Auckland Airport’s aircraft parking area, AKA the tennis courts, has closed as construction on the domestic terminal’s new aircraft pier expands onto the airfield, with some help from Rotorua’s Red Stag Timber.

AKL chief infrastructure officer Murray Burt says the move is an important step for the integrated terminal project.
The 240m pier is a major component of the new terminal, it adds, and part of the wider transformation of the airport’s terminals, and it will house 12 jet gates connecting travellers directly to their planes.

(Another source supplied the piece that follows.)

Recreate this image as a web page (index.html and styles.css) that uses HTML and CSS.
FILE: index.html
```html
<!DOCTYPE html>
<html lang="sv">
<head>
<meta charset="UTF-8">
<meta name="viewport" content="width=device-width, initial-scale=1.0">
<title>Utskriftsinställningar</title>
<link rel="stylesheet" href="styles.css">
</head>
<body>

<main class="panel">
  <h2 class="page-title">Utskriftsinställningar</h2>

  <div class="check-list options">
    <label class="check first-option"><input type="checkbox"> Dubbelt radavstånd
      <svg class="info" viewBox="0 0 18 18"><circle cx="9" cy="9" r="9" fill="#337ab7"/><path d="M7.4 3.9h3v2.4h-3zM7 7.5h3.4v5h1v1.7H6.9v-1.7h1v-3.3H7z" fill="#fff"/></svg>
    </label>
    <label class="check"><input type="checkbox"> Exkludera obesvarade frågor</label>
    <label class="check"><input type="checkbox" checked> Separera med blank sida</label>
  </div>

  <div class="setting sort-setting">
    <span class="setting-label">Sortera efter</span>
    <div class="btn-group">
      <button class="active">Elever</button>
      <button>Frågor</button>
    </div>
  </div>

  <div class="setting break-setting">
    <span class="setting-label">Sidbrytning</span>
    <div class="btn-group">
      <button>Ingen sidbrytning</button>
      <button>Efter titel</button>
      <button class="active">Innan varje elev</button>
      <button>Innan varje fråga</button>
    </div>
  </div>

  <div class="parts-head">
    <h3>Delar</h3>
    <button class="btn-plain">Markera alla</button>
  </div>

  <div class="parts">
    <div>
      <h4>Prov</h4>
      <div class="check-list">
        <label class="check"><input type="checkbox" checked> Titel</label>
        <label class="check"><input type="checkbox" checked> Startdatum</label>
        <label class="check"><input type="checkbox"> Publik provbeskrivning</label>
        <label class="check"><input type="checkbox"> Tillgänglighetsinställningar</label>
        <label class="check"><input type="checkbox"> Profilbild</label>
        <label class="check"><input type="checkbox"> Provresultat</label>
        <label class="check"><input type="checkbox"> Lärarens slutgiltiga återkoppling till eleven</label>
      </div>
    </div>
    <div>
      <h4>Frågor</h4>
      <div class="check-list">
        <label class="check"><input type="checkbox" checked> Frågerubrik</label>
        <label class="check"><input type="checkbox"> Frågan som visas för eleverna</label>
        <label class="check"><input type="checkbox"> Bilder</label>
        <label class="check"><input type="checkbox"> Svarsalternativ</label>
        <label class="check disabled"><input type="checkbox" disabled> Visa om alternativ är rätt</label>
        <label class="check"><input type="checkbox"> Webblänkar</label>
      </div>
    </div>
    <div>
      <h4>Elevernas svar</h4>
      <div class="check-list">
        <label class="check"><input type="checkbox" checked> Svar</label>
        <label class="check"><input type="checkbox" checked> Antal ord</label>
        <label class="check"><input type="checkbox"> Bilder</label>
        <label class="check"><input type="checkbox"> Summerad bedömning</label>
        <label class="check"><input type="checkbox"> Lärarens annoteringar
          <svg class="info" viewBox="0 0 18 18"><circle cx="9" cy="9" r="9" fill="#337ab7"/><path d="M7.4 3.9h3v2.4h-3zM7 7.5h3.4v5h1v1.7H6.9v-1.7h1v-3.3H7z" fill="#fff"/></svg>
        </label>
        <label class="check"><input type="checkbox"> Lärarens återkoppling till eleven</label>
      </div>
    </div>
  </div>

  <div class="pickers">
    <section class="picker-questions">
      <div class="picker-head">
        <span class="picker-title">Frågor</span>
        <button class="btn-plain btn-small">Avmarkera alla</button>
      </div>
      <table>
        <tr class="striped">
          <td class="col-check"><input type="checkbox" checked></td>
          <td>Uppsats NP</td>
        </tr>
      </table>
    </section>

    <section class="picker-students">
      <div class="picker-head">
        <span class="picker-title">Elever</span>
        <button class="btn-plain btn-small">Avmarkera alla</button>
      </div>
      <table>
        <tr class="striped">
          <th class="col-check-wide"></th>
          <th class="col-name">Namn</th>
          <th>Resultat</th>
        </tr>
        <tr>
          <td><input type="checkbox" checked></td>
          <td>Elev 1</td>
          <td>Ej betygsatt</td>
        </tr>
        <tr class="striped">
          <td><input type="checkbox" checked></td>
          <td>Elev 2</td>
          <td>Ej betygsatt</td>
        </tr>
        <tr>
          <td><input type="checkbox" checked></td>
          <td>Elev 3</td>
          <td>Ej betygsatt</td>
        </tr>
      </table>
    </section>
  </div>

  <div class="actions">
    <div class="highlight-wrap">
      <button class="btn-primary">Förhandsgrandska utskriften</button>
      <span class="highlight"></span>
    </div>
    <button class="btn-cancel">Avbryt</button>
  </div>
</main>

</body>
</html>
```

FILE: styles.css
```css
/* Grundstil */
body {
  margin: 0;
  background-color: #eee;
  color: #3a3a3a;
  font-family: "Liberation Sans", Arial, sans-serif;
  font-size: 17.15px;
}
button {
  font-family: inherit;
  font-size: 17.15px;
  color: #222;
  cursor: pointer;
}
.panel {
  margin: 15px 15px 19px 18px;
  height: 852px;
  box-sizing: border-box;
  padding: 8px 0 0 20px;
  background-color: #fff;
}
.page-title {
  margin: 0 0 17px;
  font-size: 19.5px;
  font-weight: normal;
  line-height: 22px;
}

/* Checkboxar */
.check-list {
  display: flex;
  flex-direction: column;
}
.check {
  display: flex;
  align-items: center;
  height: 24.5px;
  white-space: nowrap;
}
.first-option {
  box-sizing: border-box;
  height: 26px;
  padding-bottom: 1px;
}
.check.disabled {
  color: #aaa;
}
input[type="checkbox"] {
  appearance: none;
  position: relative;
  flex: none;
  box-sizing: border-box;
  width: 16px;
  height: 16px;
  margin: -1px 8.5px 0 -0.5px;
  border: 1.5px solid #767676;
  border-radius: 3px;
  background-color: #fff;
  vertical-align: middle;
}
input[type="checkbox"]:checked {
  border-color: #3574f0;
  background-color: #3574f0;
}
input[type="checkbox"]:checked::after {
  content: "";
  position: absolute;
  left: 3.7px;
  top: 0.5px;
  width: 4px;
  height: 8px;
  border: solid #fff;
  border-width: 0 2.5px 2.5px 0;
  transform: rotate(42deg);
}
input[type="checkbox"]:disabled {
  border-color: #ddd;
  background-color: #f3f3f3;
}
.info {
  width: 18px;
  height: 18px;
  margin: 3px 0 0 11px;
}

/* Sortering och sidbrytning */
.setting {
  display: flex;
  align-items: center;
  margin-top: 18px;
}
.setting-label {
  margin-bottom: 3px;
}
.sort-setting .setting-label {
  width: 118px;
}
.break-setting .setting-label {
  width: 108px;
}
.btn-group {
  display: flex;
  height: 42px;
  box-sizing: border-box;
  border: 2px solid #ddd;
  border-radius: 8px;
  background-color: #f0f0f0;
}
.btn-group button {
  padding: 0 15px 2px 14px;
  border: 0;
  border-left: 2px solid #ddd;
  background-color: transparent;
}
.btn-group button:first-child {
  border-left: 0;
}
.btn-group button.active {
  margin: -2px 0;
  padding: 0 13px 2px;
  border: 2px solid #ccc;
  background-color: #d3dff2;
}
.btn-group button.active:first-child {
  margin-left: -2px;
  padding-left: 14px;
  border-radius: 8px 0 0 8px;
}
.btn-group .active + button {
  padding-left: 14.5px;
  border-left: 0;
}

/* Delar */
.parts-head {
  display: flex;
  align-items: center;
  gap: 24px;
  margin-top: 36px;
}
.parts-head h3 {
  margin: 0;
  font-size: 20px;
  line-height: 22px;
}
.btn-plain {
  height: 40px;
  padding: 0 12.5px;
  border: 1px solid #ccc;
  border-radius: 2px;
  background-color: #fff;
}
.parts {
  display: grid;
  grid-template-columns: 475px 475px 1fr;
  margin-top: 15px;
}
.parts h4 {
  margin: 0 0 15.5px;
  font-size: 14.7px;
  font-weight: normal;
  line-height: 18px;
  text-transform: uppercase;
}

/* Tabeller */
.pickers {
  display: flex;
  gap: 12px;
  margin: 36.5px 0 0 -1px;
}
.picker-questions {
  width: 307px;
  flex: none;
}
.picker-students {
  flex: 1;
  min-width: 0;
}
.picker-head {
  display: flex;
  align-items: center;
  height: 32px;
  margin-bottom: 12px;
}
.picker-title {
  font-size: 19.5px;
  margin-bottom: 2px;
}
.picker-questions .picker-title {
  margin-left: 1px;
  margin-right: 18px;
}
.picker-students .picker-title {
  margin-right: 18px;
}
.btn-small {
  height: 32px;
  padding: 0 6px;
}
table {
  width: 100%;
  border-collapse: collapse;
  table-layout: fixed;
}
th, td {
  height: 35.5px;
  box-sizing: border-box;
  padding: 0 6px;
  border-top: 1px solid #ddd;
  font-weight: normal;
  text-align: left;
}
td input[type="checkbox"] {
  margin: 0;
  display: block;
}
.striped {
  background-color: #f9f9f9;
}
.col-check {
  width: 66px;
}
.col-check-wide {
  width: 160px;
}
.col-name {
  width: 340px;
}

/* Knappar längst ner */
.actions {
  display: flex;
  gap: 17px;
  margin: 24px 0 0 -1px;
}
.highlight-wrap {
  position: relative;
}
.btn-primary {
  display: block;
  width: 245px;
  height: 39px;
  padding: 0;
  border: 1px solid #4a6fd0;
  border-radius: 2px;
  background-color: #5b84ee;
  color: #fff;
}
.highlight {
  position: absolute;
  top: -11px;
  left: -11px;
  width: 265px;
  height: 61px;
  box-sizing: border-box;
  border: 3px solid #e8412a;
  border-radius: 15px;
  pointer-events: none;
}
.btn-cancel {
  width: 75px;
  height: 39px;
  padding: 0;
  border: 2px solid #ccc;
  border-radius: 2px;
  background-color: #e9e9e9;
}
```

Highlighted features include Multiple Aircraft Ramp System gates that allow airlines to adjust how stands are used across the day, accommodating either a larger aircraft or two smaller aircraft depending on demand, and can service up to 12 aircraft at a time increasing airline seat capacity by around 26% at peak times.
“That’s functionality we just don’t have in our existing domestic terminal,” says Burt.
The new construction area can be seen alongside the runway, with aircraft operations relocated to an airfield area to the north of the international terminal.
. . . Timber
AKL says it is using cross-laminated timber sections of structural flooring rather than the more commonly used reinforced concrete, a lower-carbon approach to construction, supplied locally by Rotorua based family-owned business Red Stag.
Burt says this is one of several design decisions the airport made to reduce the embodied carbon of the building.
The domestic jet terminal is scheduled to open in 2029, bringing domestic jet and international travel together within a single integrated terminal.